A cena, quase despojada, funciona como um espaço de respiração coletiva, com canto e muita percussão corporal em uníssono. A música, por vezes murmurada, outras com um sopro de urgência, instala uma vibração íntima que contamina o público. Cada gesto transporta a memória de muitas outras vozes silenciadas. Há momentos em que esse silêncio se torna o verdadeiro protagonista, espesso, tenso, a exigir que a plateia se aproxime e confirme que também ela é responsável pelo que acontece ali.
A força do espetáculo reside nessa contínua negociação entre vulnerabilidade e resistência. Munyaneza não procura explicar; oferece presenças que se sustentam na opacidade do vivido. O público é convidado a abandonar a distância cómoda da observação e a ceder a um estado de escuta que se aproxima do ritual. Cada movimento parece nascer de uma urgência partilhada, como se a memória coletiva do Ruanda pulsasse nas articulações das intérpretes, convocando, sem vitimização, um futuro possível.

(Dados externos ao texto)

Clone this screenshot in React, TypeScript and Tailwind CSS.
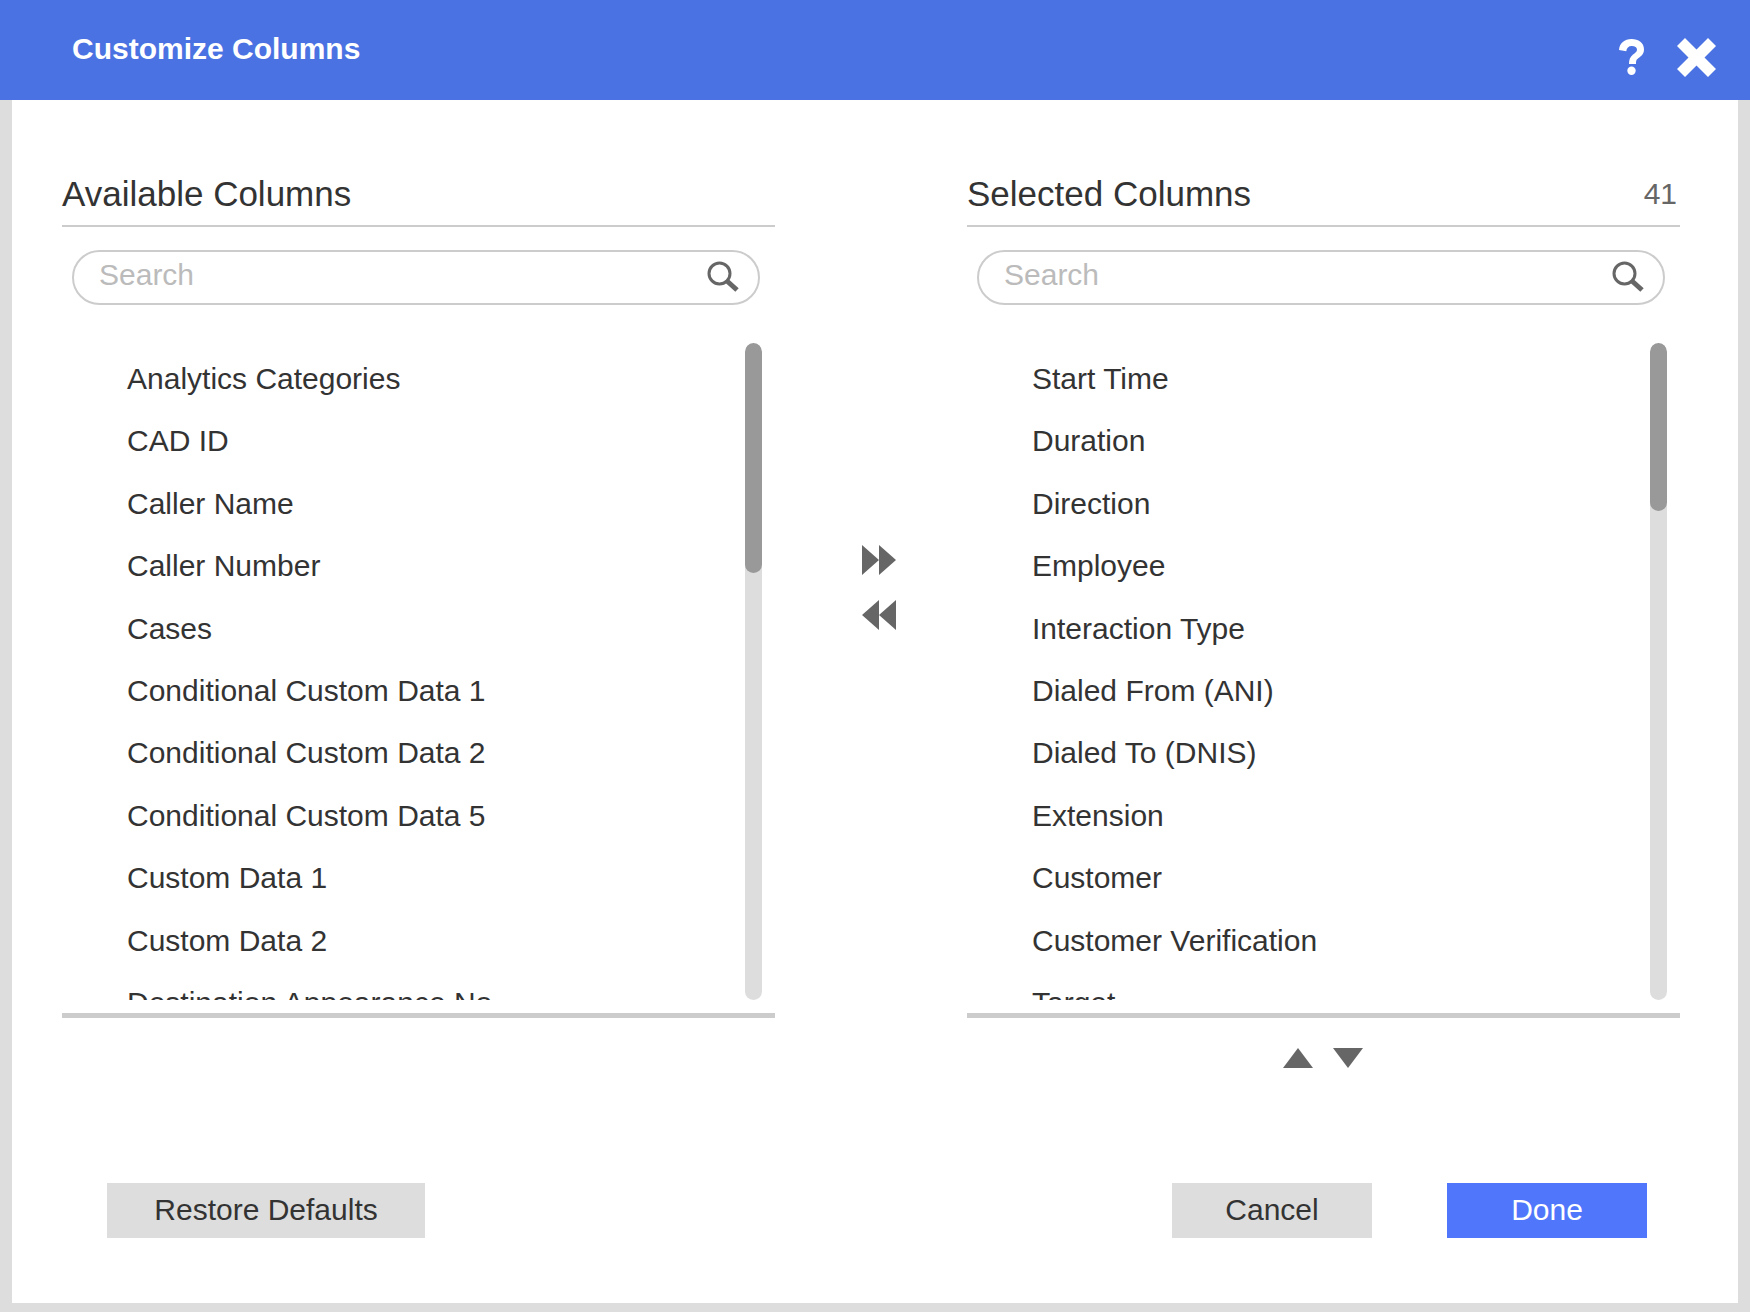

"Umuko" - uma árvore vermelha que invadiu o imaginário da coreógrafa britânico-ruandesa - é um eco de potência política. A peça desenha um mapa de sobrevivência, onde o corpo, mesmo exausto, encontra um caminho. E Munyaneza constrói um espetáculo que nos devolve à pergunta essencial: o que fazemos com o que herdamos? O palco torna-se, então, um espaço possível de reparação lenta.